The vehicle was oversubscribed by around 10% against its $30 million target, with commitments from about 35 Japan-based limited partners (LPs), including institutions and ultra-high-net-worth individuals. Around 90% of the capital came from institutional investors. The fund will write cheques ranging from Rs 5 crore to Rs 18 crore, reserving about 30-40% of the corpus for follow-on rounds.
Founder and Managing Partner Natsuki Sugai said the initiative is designed to bridge Japanese investors with India’s fast-growing fintech ecosystem, where governance concerns and market unfamiliarity have often deterred direct participation.
“Our goal is to become the trusted bridge between Japanese capital and credible Indian startups,” he said.
Unleash Capital is focusing on startups directly offering financial services to underserved users as well as those building enabling infrastructure. Segments of interest include lending, fintech infrastructure such as compliance and data platforms, embedded finance across agriculture and mobility, payments, and insurance. Companies already backed include:
Pelocal, an AI-led payments orchestration platform integrating with WhatsApp and other messaging apps,
Zype, a digital lending platform, and
Neurofin AI, which develops enterprise solutions for the BFSI sector.
Sugai highlighted three factors shaping the fund’s strategy: India’s local presence, attractive entry points after the recent market correction in startup valuations, and the scale of financial inclusion needs in a 1.4 billion-strong economy.

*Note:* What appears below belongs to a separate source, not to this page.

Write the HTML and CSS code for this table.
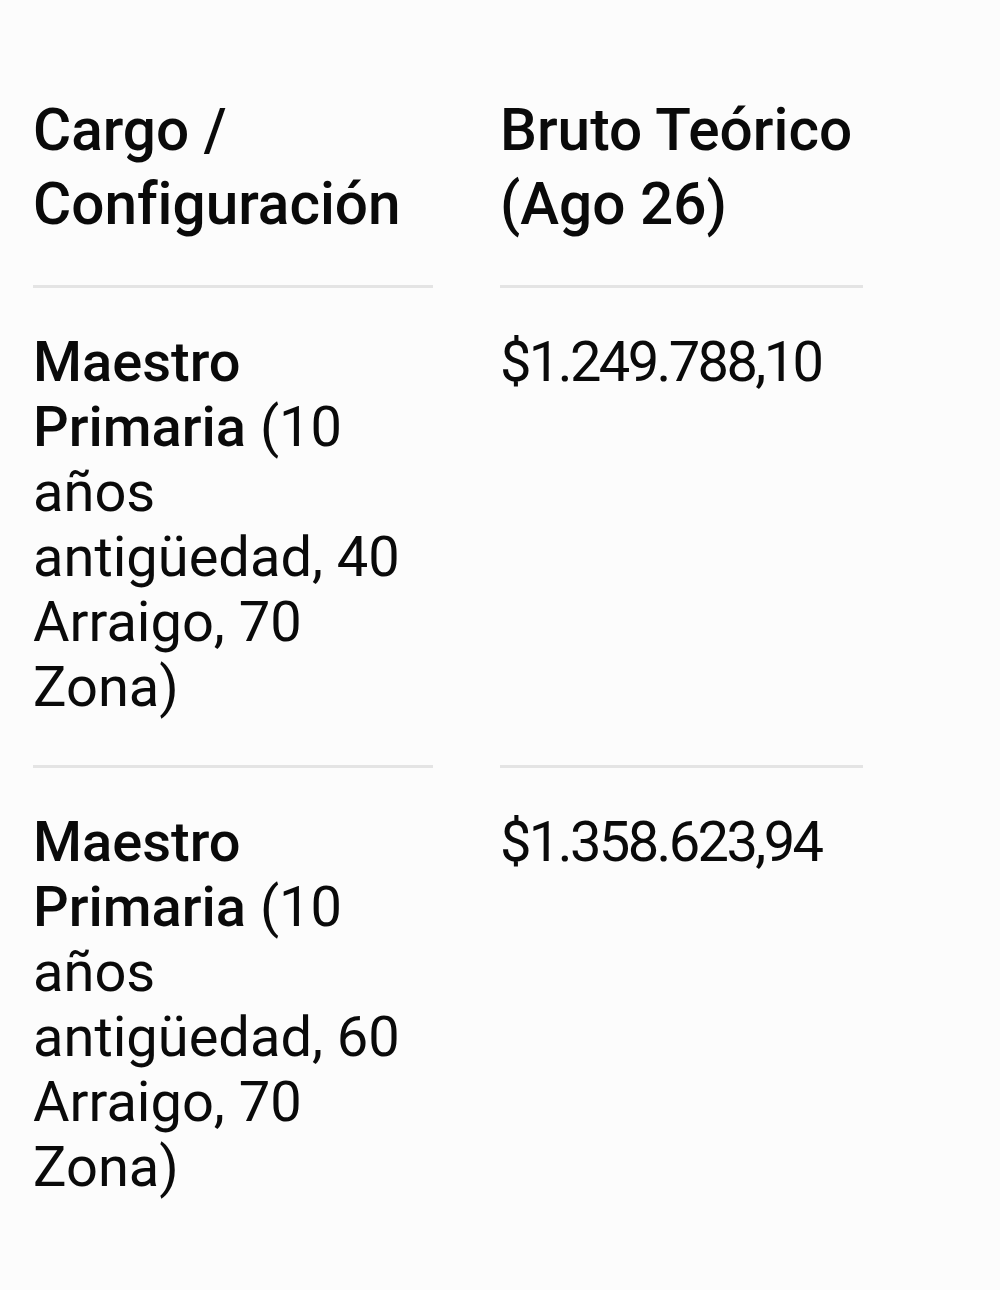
FILE: index.html
```html
<!DOCTYPE html>
<html lang="es">
<head>
<meta charset="utf-8">
<title>Tabla</title>
<link rel="stylesheet" href="styles.css">
</head>
<body>
<div class="table">
  <div class="cell head">Cargo / Configuración</div>
  <div class="cell head">Bruto Teórico (Ago 26)</div>
  <div class="cell"><strong>Maestro Primaria</strong> (10 años antigüedad, 40 Arraigo, 70 Zona)</div>
  <div class="cell amount">$1.249.788,10</div>
  <div class="cell last"><strong>Maestro Primaria</strong> (10 años antigüedad, 60 Arraigo, 70 Zona)</div>
  <div class="cell amount last">$1.358.623,94</div>
</div>
</body>
</html>
```
FILE: styles.css
```css
html, body {
  margin: 0;
  padding: 0;
  background: #fcfcfc;
}
body {
  font-family: "Roboto", "Liberation Sans", sans-serif;
  font-variant-ligatures: no-common-ligatures;
  color: #0a0a0a;
  padding: 93px 0 0 33px;
}
.table {
  display: grid;
  grid-template-columns: 400px 363px;
  column-gap: 67px;
}
.cell {
  font-size: 56px;
  line-height: 65px;
  padding: 42px 0 45px;
  border-bottom: 3px solid #e4e4e4;
}
.cell.head {
  font-size: 58.5px;
  font-weight: 500;
  line-height: 74px;
  padding: 0 0 44px;
}
.cell strong {
  font-weight: 500;
}
.cell.amount {
  letter-spacing: -2.6px;
}
.cell.last {
  border-bottom: none;
}
```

He added that fintech infrastructure is particularly promising as Indian banks and incumbents adopt new technologies to improve efficiency.
The firm is positioning itself as a specialist investor with three differentiators: deep domain expertise in financial services, equal emphasis on social impact and financial returns, and the ability to connect portfolio companies with Japanese networks for equity, debt, partnerships, and potential M&A.
Unleash has set realistic return expectations, with best-case targets of five to six times distributed-to-paid-in capital. “There’s no magic—just clarity on strategy and execution,” Sugai said.